Artificial value would be something like finding a rare sword in an RPG and selling it to someone else on the auction house. It's artificial because technically that sword could be printed to infinity if that's what the community agreed upon, and the only thing that prevents such things from happening is community consensus to the contrary. It's not like the real world; we can't just wish more physical product into existence. It has to come from somewhere. Digital product is another story and is often theoretically infinite.
However, gamers can create real value as well in the form of content creation. A lot goes into these things. Sprites and graphics are very hard to generate en masse. What about voice acting and storyline? What about world-building and skill-balance? What if such things were tokenized and created by a community that provably owns their creation? It's mechanics like these that can completely change the game, so to speak.
Conclusion
So what will I do now? Ah well I told myself that once my Factorio game had concluded that I'd use that momentum to transition back into JavaScript and relational database work. I am still very much in the grove for automating tasks and programming things to do what I want. Time to take a refresher course on the Hive-API methinks.
While it's easy to get sucked in to day-to-day price action it's always good to look to the horizon and wonder what's coming our way. Crypto is a big deal, and it will only get exponentially bigger over time. It's only a matter of time before our bags reflect such things. Patience, friends.

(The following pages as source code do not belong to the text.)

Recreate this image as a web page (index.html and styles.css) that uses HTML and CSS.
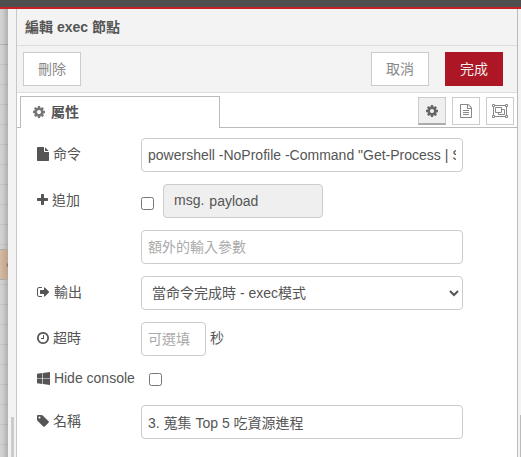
FILE: index.html
```html
<!DOCTYPE html>
<html lang="zh-Hant">
<head>
<meta charset="utf-8">
<title>編輯 exec 節點</title>
<link rel="stylesheet" href="styles.css">
</head>
<body>
<svg class="symbols" aria-hidden="true">
  <symbol id="cog" viewBox="128 0 1536 1792"><path d="M1152 896q0-106-75-181t-181-75-181 75-75 181 75 181 181 75 181-75 75-181zm512-109v222q0 12-8 23t-20 13l-185 28q-19 54-39 91 35 50 107 138 10 12 10 25t-9 23q-27 37-99 108t-94 71q-12 0-26-9l-138-108q-44 23-91 38-16 136-29 186-7 28-36 28h-222q-14 0-24.500-8.500t-11.500-21.500l-28-184q-49-16-90-37l-141 107q-10 9-25 9-14 0-25-11-126-114-165-168-7-10-7-23 0-12 8-23 15-21 51-66.500t54-70.500q-27-50-41-99l-183-27q-13-2-21-12.500t-8-23.500v-222q0-12 8-23t19-13l186-28q14-46 39-92-40-57-107-138-10-12-10-24 0-10 9-23 26-36 98.500-107.500t94.500-71.500q13 0 26 10l138 107q44-23 91-38 16-136 29-186 7-28 36-28h222q14 0 24.500 8.500t11.500 21.500l28 184q49 16 90 37l142-107q9-9 24-9 13 0 25 10 129 119 165 170 7 8 7 22 0 12-8 23-15 21-51 66.500t-54 70.500q26 50 41 98l183 28q13 2 21 12.500t8 23.500z"/></symbol>
</svg>
<div class="app">
  <header class="topbar"></header>
  <main class="workspace">
    <div class="canvas"><div class="node"></div></div>
    <div class="separator"><div class="thumb"></div></div>
    <section class="tray">
      <h1 class="tray-title">編輯 exec 節點</h1>
      <div class="toolbar">
        <button class="btn" type="button">刪除</button>
        <div class="toolbar-end">
          <button class="btn" type="button">取消</button>
          <button class="btn primary" type="button">完成</button>
        </div>
      </div>
      <nav class="tabs">
        <button class="tab" type="button"><svg class="icon w12"><use href="#cog"/></svg>屬性</button>
        <div class="tab-tools">
          <button class="tool active" type="button" aria-label="屬性"><svg class="icon w12"><use href="#cog"/></svg></button>
          <button class="tool" type="button" aria-label="描述"><svg class="icon w12" viewBox="128 0 1536 1792"><path d="M1596 380q28 28 48 76t20 88v1152q0 40-28 68t-68 28h-1344q-40 0-68-28t-28-68v-1600q0-40 28-68t68-28h896q40 0 88 20t76 48zm-444-244v376h376q-10-29-22-41l-313-313q-12-12-41-22zm384 1528v-1024h-416q-40 0-68-28t-28-68v-416h-768v1536h1280zM512 800q0-14 9-23t23-9h704q14 0 23 9t9 23v64q0 14-9 23t-23 9h-704q-14 0-23-9t-9-23zM512 1056q0-14 9-23t23-9h704q14 0 23 9t9 23v64q0 14-9 23t-23 9h-704q-14 0-23-9t-9-23zM512 1312q0-14 9-23t23-9h704q14 0 23 9t9 23v64q0 14-9 23t-23 9h-704q-14 0-23-9t-9-23z"/></svg></button>
          <button class="tool" type="button" aria-label="外觀"><svg class="icon w16" viewBox="0 0 16 14"><g fill="none" stroke="currentColor"><path d="M3 1.500H13M3 12.500H13M1.500 3V11M14.500 3V11M.5.5h2v2h-2zM13.500.5h2v2h-2zM.5 11.500h2v2h-2zM13.500 11.500h2v2h-2zM3.500 3.500h6v5h-6zM9.500 5.500h3v5h-6v-2"/></g></svg></button>
        </div>
      </nav>
      <form class="form">
        <div class="row">
          <label class="label" for="command"><svg class="icon w12" viewBox="128 0 1536 1792"><path d="M1152 512v-472q22 14 36 28l408 408q14 14 28 36h-472zm-128 32q0 40 28 68t68 28h544v1056q0 40-28 68t-68 28h-1344q-40 0-68-28t-28-68v-1600q0-40 28-68t68-28h800v544z"/></svg> 命令</label>
          <input class="field" id="command" type="text" value="powershell -NoProfile -Command &quot;Get-Process | Sort-Object CPU&quot;">
        </div>
        <div class="row">
          <label class="label" for="append"><svg class="icon w11" viewBox="192 0 1408 1792"><path d="M1600 736v192q0 40-28 68t-68 28h-416v416q0 40-28 68t-68 28h-192q-40 0-68-28t-28-68v-416h-416q-40 0-68-28t-28-68v-192q0-40 28-68t68-28h416v-416q0-40 28-68t68-28h192q40 0 68 28t28 68v416h416q40 0 68 28t28 68z"/></svg> 追加</label>
          <input class="check low" id="append" type="checkbox">
          <div class="typed"><span class="prefix">msg.</span><input class="typed-value" type="text" value="payload" aria-label="msg."></div>
        </div>
        <div class="row">
          <span class="label"></span>
          <input class="field" type="text" placeholder="額外的輸入參數" aria-label="額外的輸入參數">
        </div>
        <div class="row">
          <label class="label" for="output"><svg class="icon w13" viewBox="64 0 1664 1792"><path d="M704 1440q0 4 1 20t.5 26.500-3 23.500-10 19.500-20.500 6.500h-320q-119 0-203.500-84.500t-84.500-203.500v-704q0-119 84.500-203.500t203.500-84.500h320q13 0 22.500 9.500t9.500 22.500q0 4 1 20t.5 26.500-3 23.500-10 19.500-20.500 6.500h-320q-66 0-113 47t-47 113v704q0 66 47 113t113 47h312l11.500 1 11.500 3 8 5.500 7 9 2 13.500zm928-544q0 26-19 45l-544 544q-19 19-45 19t-45-19-19-45v-288h-448q-26 0-45-19t-19-45v-384q0-26 19-45t45-19h448v-288q0-26 19-45t45-19 45 19l544 544q19 19 19 45z"/></svg> 輸出</label>
          <select class="field" id="output"><option>當命令完成時 - exec模式</option></select>
        </div>
        <div class="row">
          <label class="label" for="timeout"><svg class="icon w12" viewBox="128 0 1536 1792"><path d="M1024 544v448q0 14-9 23t-23 9h-320q-14 0-23-9t-9-23v-64q0-14 9-23t23-9h224v-352q0-14 9-23t23-9h64q14 0 23 9t9 23zm416 352q0-148-73-273t-198-198-273-73-273 73-198 198-73 273 73 273 198 198 273 73 273-73 198-198 73-273zm224 0q0 209-103 385.500t-279.500 279.500-385.500 103-385.500-103-279.500-279.500-103-385.500 103-385.500 279.500-279.500 385.500-103 385.500 103 279.500 279.500 103 385.500z"/></svg> 超時</label>
          <input class="field short" id="timeout" type="text" placeholder="可選填"><span class="unit">秒</span>
        </div>
        <div class="row compact">
          <label class="label" for="hide"><svg class="icon w13" viewBox="64 0 1664 1792"><path d="M746 1006v651l-682-94v-557zM746 263v659h-682v-565zM1728 1006v786l-907-125v-661zM1728 128v794h-907v-669z"/></svg> Hide console</label>
          <input class="check low inset" id="hide" type="checkbox">
        </div>
        <div class="row">
          <label class="label" for="name"><svg class="icon w12" viewBox="128 0 1536 1792"><path d="M576 448q0-53-37.500-90.500t-90.500-37.500-90.500 37.500-37.500 90.500 37.500 90.500 90.500 37.500 90.500-37.500 37.500-90.500zm1067 576q0 53-37 90l-491 492q-39 37-91 37-53 0-90-37l-715-716q-38-37-64.500-101t-26.500-117v-416q0-52 38-90t90-38h416q53 0 117 26.500t102 64.500l715 714q37 39 37 91z"/></svg> 名稱</label>
          <input class="field" id="name" type="text" value="3. 蒐集 Top 5 吃資源進程">
        </div>
      </form>
    </section>
    <div class="edge"><div class="edge-thumb"></div></div>
  </main>
</div>
</body>
</html>
```
FILE: styles.css
```css
* { box-sizing: border-box; }
body, button, input, select {
  font: 14px/20px "Liberation Sans", "Noto Sans CJK TC", sans-serif;
  color: #555;
}
body { margin: 0; background: #f3f3f3; }
.symbols { position: absolute; width: 0; height: 0; }
.app { display: flex; flex-direction: column; min-height: 100vh; }
.topbar { height: 9px; background: #4f4f4f; border-bottom: 2px solid #c7201f; }
.workspace { flex: 1; display: grid; grid-template-columns: 8px 9px 1fr 3px; }

.canvas {
  position: relative;
  background:
    linear-gradient(to right, transparent 2px, rgba(0, 0, 0, .16)),
    linear-gradient(#d1d1d1 35px, #b4b4b4 35px) 0 0 / 100% 36px no-repeat,
    repeating-linear-gradient(#d1d1d1 0 15px, #c5c5c5 15px 16px, #d1d1d1 16px 20px);
}
.node {
  position: absolute;
  top: 240px;
  left: 0;
  width: 8px;
  height: 31px;
  border: solid #aaa;
  border-width: 1px 0;
  background: radial-gradient(circle at 9px 15px, #79634f 1px, transparent 3px), linear-gradient(to right, #d6baa1, #bda38c);
}
.separator { display: flex; align-items: flex-end; padding-left: 3px; background: #f3f3f3; border-right: 1px solid #c8c8c8; }
.thumb { width: 3px; height: 40px; background: #ccc; }
.edge { display: flex; align-items: flex-end; justify-content: flex-end; background: #f3f3f3; }
.edge-thumb { width: 1px; height: 42px; background: #bbb; }

.tray { min-width: 0; background: #fff; border-right: 1px solid #bbb; }
.tray-title {
  margin: 0;
  padding: 8px;
  height: 37px;
  font-size: 14px;
  line-height: 20px;
  background: #f3f3f3;
  border-bottom: 1px solid #ddd;
}
.toolbar {
  display: flex;
  align-items: center;
  justify-content: space-between;
  height: 47px;
  padding: 0 14px 0 6px;
  background: #f3f3f3;
  border-bottom: 1px solid #ddd;
}
.toolbar-end { display: flex; gap: 16px; }
.btn { width: 58px; height: 34px; padding: 0; background: #fff; border: 1px solid #ccc; color: #888; }
.primary { background: #ad1625; border-color: #ad1625; color: #eee; }

.tabs {
  display: flex;
  justify-content: space-between;
  height: 35px;
  padding: 3px 3px 0;
  background: linear-gradient(#bbb, #bbb) bottom / 100% 1px no-repeat;
}
.tab {
  display: flex;
  align-items: center;
  gap: 6px;
  width: 200px;
  padding: 0 12px 2px;
  font-weight: bold;
  background: #fff;
  border: 1px solid #bbb;
  border-bottom: 0;
}
.tab .icon { color: #777; }
.tab-tools { display: flex; gap: 6px; padding-top: 1px; }
.tool {
  display: flex;
  align-items: center;
  justify-content: center;
  width: 28px;
  height: 28px;
  padding: 0;
  background: #fff;
  border: 1px solid #ccc;
  color: #888;
}
.tool.active { background: #efefef; border-bottom: 2px solid #aaa; color: #666; }

.icon { height: 14px; fill: currentColor; }
.w11 { width: 11px; }
.w12 { width: 12px; }
.w13 { width: 13px; }
.w16 { width: 16px; }

.form { display: flex; flex-direction: column; gap: 12px; padding: 10px 54px 18px 20px; }
.row { display: flex; align-items: center; height: 34px; }
.compact { height: 25px; align-items: flex-start; }
.label { flex: 0 0 104px; padding-bottom: 2px; white-space: nowrap; }
.label .icon { vertical-align: -2px; }
.field {
  flex: 1;
  min-width: 0;
  height: 34px;
  padding: 6px;
  background: #fff;
  border: 1px solid #ccc;
  border-radius: 4px;
}
.field::placeholder { color: #aaa; opacity: 1; }
.short { flex: 0 0 65px; }
.unit { margin-left: 4px; padding-bottom: 2px; }
.check { width: 13px; height: 13px; margin: 0; }
.low { margin-top: 5px; }
.inset { margin-left: 8px; }
.typed {
  display: flex;
  width: 160px;
  height: 34px;
  margin-left: 9px;
  padding-left: 10px;
  background: #efefef;
  border: 1px solid #ccc;
  border-radius: 4px;
}
.prefix { padding-top: 5px; }
.typed-value { flex: 1; min-width: 0; padding: 0 5px; background: none; border: 0; }
```
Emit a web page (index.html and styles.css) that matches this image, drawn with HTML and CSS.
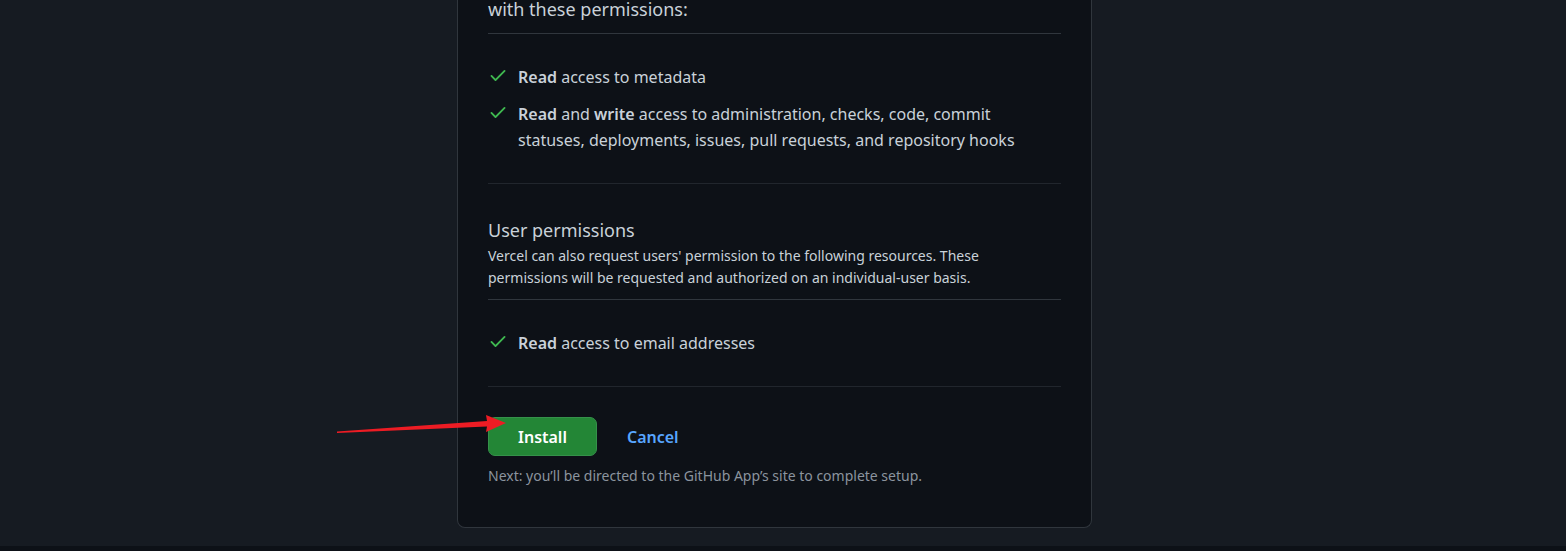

What it all really comes down to is that people intrinsically want to work for a fair wage. Unfortunately the infrastructure to provide such things simply doesn't exist within the cryptosphere when measuring up the typical user. Hell, working for a fair wage doesn't even exist now in the real world, and we might have to look all the way back to the 1970's to make an argument to the contrary. This is simply a matter of infrastructure. Once it gets built the floodgates will open. Hive is on a very short list of networks that can actually accomplish such things. We have a lot going for us and a lot to look forward to.